--- START Stored rows ---
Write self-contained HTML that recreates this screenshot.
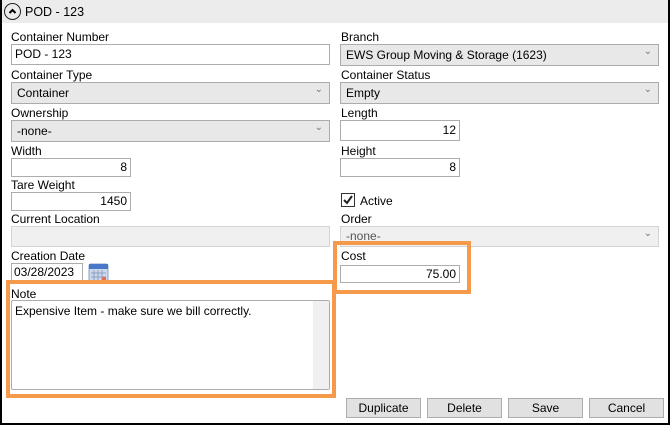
<!DOCTYPE html>
<html><head><style>
*{box-sizing:border-box;margin:0;padding:0}
body{width:670px;height:425px;background:#fff;font-family:"Liberation Sans",sans-serif;font-size:12px;color:#000;position:relative;overflow:hidden}
.a{position:absolute}
.frame{left:0;top:0;width:670px;height:425px;border:1px solid #000;border-top:none;border-left:2px solid #000;border-right:2px solid #000;border-bottom:2px solid #000}
.hdr{left:2px;top:0;width:666px;height:23px;background:#ececec}
.lbl{position:absolute;font-size:12px;line-height:14px}
.inp{position:absolute;border:1px solid #acacac;background:#fff;height:21px;line-height:19px;padding:0 3px;font-size:12px}
.sel{position:absolute;border:1px solid #acacac;background:#e8e8e8;height:22px;line-height:20px;padding:0 5px;font-size:12px}
.sel:after{content:"⌄";position:absolute;right:6px;top:-3px;font-size:10px;color:#777}
.r{text-align:right}
.dis{background:#f0f0f0;border-color:#d4d4d4;color:#555}
.btn{position:absolute;top:398px;width:75px;height:20px;border:1px solid #adadad;background:#e1e1e1;text-align:center;line-height:18px;font-size:12px}
.or{position:absolute;border:4px solid #f5994a}
</style></head><body>
<div class="a hdr"></div>
<div class="a" style="left:4px;top:3px;width:17px;height:17px;border:1.5px solid #222;border-radius:50%;"></div>
<svg class="a" style="left:4px;top:3px" width="17" height="17"><path d="M5.5 10 L8.5 7 L11.5 10" stroke="#000" stroke-width="2" fill="none"/></svg>
<div class="lbl" style="left:25px;top:5px;font-size:12.5px">POD - 123</div>

<div class="lbl" style="left:11px;top:30px">Container Number</div>
<div class="inp" style="left:11px;top:44px;width:319px">POD - 123</div>
<div class="lbl" style="left:11px;top:68px">Container Type</div>
<div class="sel" style="left:11px;top:82px;width:319px">Container</div>
<div class="lbl" style="left:11px;top:106px">Ownership</div>
<div class="sel" style="left:11px;top:120px;width:319px">-none-</div>
<div class="lbl" style="left:11px;top:144px">Width</div>
<div class="inp r" style="left:11px;top:158px;width:120px;height:19px;line-height:17px">8</div>
<div class="lbl" style="left:11px;top:178px">Tare Weight</div>
<div class="inp r" style="left:11px;top:192px;width:120px;height:19px;line-height:17px">1450</div>
<div class="lbl" style="left:11px;top:212px">Current Location</div>
<div class="inp dis" style="left:11px;top:226px;width:319px"></div>
<div class="lbl" style="left:11px;top:249px">Creation Date</div>
<div class="inp" style="left:11px;top:263px;width:72px;height:19px;line-height:17px;padding:0 2px">03/28/2023</div>
<svg class="a" style="left:88px;top:262px" width="21" height="21"><rect x="1" y="2" width="19" height="18" rx="2" fill="#cdd8ea" stroke="#8aa0c8"/><rect x="1" y="2" width="19" height="5" fill="#4a78c8"/><g stroke="#8aa0c8" stroke-width="1"><line x1="3" y1="11" x2="18" y2="11"/><line x1="3" y1="15" x2="18" y2="15"/><line x1="6" y1="8" x2="6" y2="19"/><line x1="10" y1="8" x2="10" y2="19"/><line x1="14" y1="8" x2="14" y2="19"/></g><rect x="14" y="15" width="4" height="4" fill="#e07050"/></svg>
<div class="lbl" style="left:11px;top:287px">Note</div>
<div class="inp" style="left:11px;top:300px;width:319px;height:90px;line-height:16px;padding:2px 3px;border-radius:2px">Expensive Item - make sure we bill correctly.</div>
<div class="a" style="left:313px;top:301px;width:16px;height:88px;background:#f0f0f0"></div>
<div class="or" style="left:6px;top:280px;width:330px;height:118px"></div>

<div class="lbl" style="left:341px;top:30px">Branch</div>
<div class="sel" style="left:340px;top:44px;width:319px">EWS Group Moving &amp; Storage (1623)</div>
<div class="lbl" style="left:341px;top:68px">Container Status</div>
<div class="sel" style="left:340px;top:82px;width:319px">Empty</div>
<div class="lbl" style="left:341px;top:106px">Length</div>
<div class="inp r" style="left:340px;top:120px;width:120px">12</div>
<div class="lbl" style="left:341px;top:144px">Height</div>
<div class="inp r" style="left:340px;top:158px;width:120px;height:19px;line-height:17px">8</div>
<div class="a" style="left:341px;top:193px;width:14px;height:14px;border:1px solid #333;background:#fff"></div>
<svg class="a" style="left:341px;top:193px" width="14" height="14"><path d="M3 7 L6 10 L11 3" stroke="#222" stroke-width="2" fill="none"/></svg>
<div class="lbl" style="left:360px;top:194px">Active</div>
<div class="lbl" style="left:341px;top:212px">Order</div>
<div class="sel dis" style="left:340px;top:226px;width:319px;height:21px;line-height:19px">-none-</div>
<div class="lbl" style="left:341px;top:249px">Cost</div>
<div class="inp r" style="left:340px;top:265px;width:120px;height:18px;line-height:16px">75.00</div>
<div class="or" style="left:333px;top:241px;width:138px;height:53px"></div>

<div class="btn" style="left:346px">Duplicate</div>
<div class="btn" style="left:427px">Delete</div>
<div class="btn" style="left:508px">Save</div>
<div class="btn" style="left:589px">Cancel</div>
<div class="a frame"></div>
</body></html>
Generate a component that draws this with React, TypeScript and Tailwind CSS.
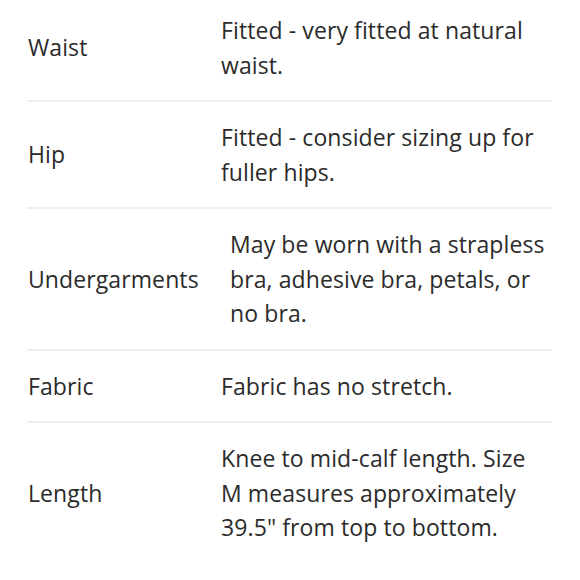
import React from "react";

const rows: { label: string; lines: string[]; pad: string }[] = [
  { label: "Waist", lines: ["Fitted - very fitted at natural", "waist."], pad: "pl-0" },
  { label: "Hip", lines: ["Fitted - consider sizing up for", "fuller hips."], pad: "pl-0" },
  {
    label: "Undergarments",
    lines: ["May be worn with a strapless", "bra, adhesive bra, petals, or", "no bra."],
    pad: "pl-[9px]",
  },
  { label: "Fabric", lines: ["Fabric has no stretch."], pad: "pl-0" },
  {
    label: "Length",
    lines: ["Knee to mid-calf length. Size", "M measures approximately", '39.5" from top to bottom.'],
    pad: "pl-0",
  },
];

export default function App() {
  return (
    <div
      className="w-[580px] h-[580px] overflow-hidden bg-white text-[#2b2b2b]"
      style={{ fontFamily: "'Open Sans', Lato, sans-serif" }}
    >
      <div className="mt-[-5px] pl-[27px] pr-[28px]">
        {rows.map((r, i) => (
          <div
            key={r.label}
            className={`flex items-center py-[18px] text-[23px] leading-[34.5px] tracking-[0.1px] ${
              i < rows.length - 1 ? "border-b-2 border-[#efefef]" : ""
            }`}
          >
            <div className="w-[194px] shrink-0 pl-[1px] whitespace-nowrap">{r.label}</div>
            <div className={`${r.pad} whitespace-nowrap`}>
              {r.lines.map((l) => (
                <div key={l}>{l}</div>
              ))}
            </div>
          </div>
        ))}
      </div>
    </div>
  );
}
--- END Stored rows ---
◆ **Aim**
Reproduce all of the data exactly, omitting each picture it holds.

◆ **The reply**
Write self-contained HTML that recreates this screenshot.
<!DOCTYPE html>
<html><head><style>
*{box-sizing:border-box;margin:0;padding:0}
body{width:670px;height:425px;background:#fff;font-family:"Liberation Sans",sans-serif;font-size:12px;color:#000;position:relative;overflow:hidden}
.a{position:absolute}
.frame{left:0;top:0;width:670px;height:425px;border:1px solid #000;border-top:none;border-left:2px solid #000;border-right:2px solid #000;border-bottom:2px solid #000}
.hdr{left:2px;top:0;width:666px;height:23px;background:#ececec}
.lbl{position:absolute;font-size:12px;line-height:14px}
.inp{position:absolute;border:1px solid #acacac;background:#fff;height:21px;line-height:19px;padding:0 3px;font-size:12px}
.sel{position:absolute;border:1px solid #acacac;background:#e8e8e8;height:22px;line-height:20px;padding:0 5px;font-size:12px}
.sel:after{content:"⌄";position:absolute;right:6px;top:-3px;font-size:10px;color:#777}
.r{text-align:right}
.dis{background:#f0f0f0;border-color:#d4d4d4;color:#555}
.btn{position:absolute;top:398px;width:75px;height:20px;border:1px solid #adadad;background:#e1e1e1;text-align:center;line-height:18px;font-size:12px}
.or{position:absolute;border:4px solid #f5994a}
</style></head><body>
<div class="a hdr"></div>
<div class="a" style="left:4px;top:3px;width:17px;height:17px;border:1.5px solid #222;border-radius:50%;"></div>
<svg class="a" style="left:4px;top:3px" width="17" height="17"><path d="M5.5 10 L8.5 7 L11.5 10" stroke="#000" stroke-width="2" fill="none"/></svg>
<div class="lbl" style="left:25px;top:5px;font-size:12.5px">POD - 123</div>

<div class="lbl" style="left:11px;top:30px">Container Number</div>
<div class="inp" style="left:11px;top:44px;width:319px">POD - 123</div>
<div class="lbl" style="left:11px;top:68px">Container Type</div>
<div class="sel" style="left:11px;top:82px;width:319px">Container</div>
<div class="lbl" style="left:11px;top:106px">Ownership</div>
<div class="sel" style="left:11px;top:120px;width:319px">-none-</div>
<div class="lbl" style="left:11px;top:144px">Width</div>
<div class="inp r" style="left:11px;top:158px;width:120px;height:19px;line-height:17px">8</div>
<div class="lbl" style="left:11px;top:178px">Tare Weight</div>
<div class="inp r" style="left:11px;top:192px;width:120px;height:19px;line-height:17px">1450</div>
<div class="lbl" style="left:11px;top:212px">Current Location</div>
<div class="inp dis" style="left:11px;top:226px;width:319px"></div>
<div class="lbl" style="left:11px;top:249px">Creation Date</div>
<div class="inp" style="left:11px;top:263px;width:72px;height:19px;line-height:17px;padding:0 2px">03/28/2023</div>
<svg class="a" style="left:88px;top:262px" width="21" height="21"><rect x="1" y="2" width="19" height="18" rx="2" fill="#cdd8ea" stroke="#8aa0c8"/><rect x="1" y="2" width="19" height="5" fill="#4a78c8"/><g stroke="#8aa0c8" stroke-width="1"><line x1="3" y1="11" x2="18" y2="11"/><line x1="3" y1="15" x2="18" y2="15"/><line x1="6" y1="8" x2="6" y2="19"/><line x1="10" y1="8" x2="10" y2="19"/><line x1="14" y1="8" x2="14" y2="19"/></g><rect x="14" y="15" width="4" height="4" fill="#e07050"/></svg>
<div class="lbl" style="left:11px;top:287px">Note</div>
<div class="inp" style="left:11px;top:300px;width:319px;height:90px;line-height:16px;padding:2px 3px;border-radius:2px">Expensive Item - make sure we bill correctly.</div>
<div class="a" style="left:313px;top:301px;width:16px;height:88px;background:#f0f0f0"></div>
<div class="or" style="left:6px;top:280px;width:330px;height:118px"></div>

<div class="lbl" style="left:341px;top:30px">Branch</div>
<div class="sel" style="left:340px;top:44px;width:319px">EWS Group Moving &amp; Storage (1623)</div>
<div class="lbl" style="left:341px;top:68px">Container Status</div>
<div class="sel" style="left:340px;top:82px;width:319px">Empty</div>
<div class="lbl" style="left:341px;top:106px">Length</div>
<div class="inp r" style="left:340px;top:120px;width:120px">12</div>
<div class="lbl" style="left:341px;top:144px">Height</div>
<div class="inp r" style="left:340px;top:158px;width:120px;height:19px;line-height:17px">8</div>
<div class="a" style="left:341px;top:193px;width:14px;height:14px;border:1px solid #333;background:#fff"></div>
<svg class="a" style="left:341px;top:193px" width="14" height="14"><path d="M3 7 L6 10 L11 3" stroke="#222" stroke-width="2" fill="none"/></svg>
<div class="lbl" style="left:360px;top:194px">Active</div>
<div class="lbl" style="left:341px;top:212px">Order</div>
<div class="sel dis" style="left:340px;top:226px;width:319px;height:21px;line-height:19px">-none-</div>
<div class="lbl" style="left:341px;top:249px">Cost</div>
<div class="inp r" style="left:340px;top:265px;width:120px;height:18px;line-height:16px">75.00</div>
<div class="or" style="left:333px;top:241px;width:138px;height:53px"></div>

<div class="btn" style="left:346px">Duplicate</div>
<div class="btn" style="left:427px">Delete</div>
<div class="btn" style="left:508px">Save</div>
<div class="btn" style="left:589px">Cancel</div>
<div class="a frame"></div>
</body></html>
Generate a component that draws this with React, TypeScript and Tailwind CSS.
import React from "react";

const rows: { label: string; lines: string[]; pad: string }[] = [
  { label: "Waist", lines: ["Fitted - very fitted at natural", "waist."], pad: "pl-0" },
  { label: "Hip", lines: ["Fitted - consider sizing up for", "fuller hips."], pad: "pl-0" },
  {
    label: "Undergarments",
    lines: ["May be worn with a strapless", "bra, adhesive bra, petals, or", "no bra."],
    pad: "pl-[9px]",
  },
  { label: "Fabric", lines: ["Fabric has no stretch."], pad: "pl-0" },
  {
    label: "Length",
    lines: ["Knee to mid-calf length. Size", "M measures approximately", '39.5" from top to bottom.'],
    pad: "pl-0",
  },
];

export default function App() {
  return (
    <div
      className="w-[580px] h-[580px] overflow-hidden bg-white text-[#2b2b2b]"
      style={{ fontFamily: "'Open Sans', Lato, sans-serif" }}
    >
      <div className="mt-[-5px] pl-[27px] pr-[28px]">
        {rows.map((r, i) => (
          <div
            key={r.label}
            className={`flex items-center py-[18px] text-[23px] leading-[34.5px] tracking-[0.1px] ${
              i < rows.length - 1 ? "border-b-2 border-[#efefef]" : ""
            }`}
          >
            <div className="w-[194px] shrink-0 pl-[1px] whitespace-nowrap">{r.label}</div>
            <div className={`${r.pad} whitespace-nowrap`}>
              {r.lines.map((l) => (
                <div key={l}>{l}</div>
              ))}
            </div>
          </div>
        ))}
      </div>
    </div>
  );
}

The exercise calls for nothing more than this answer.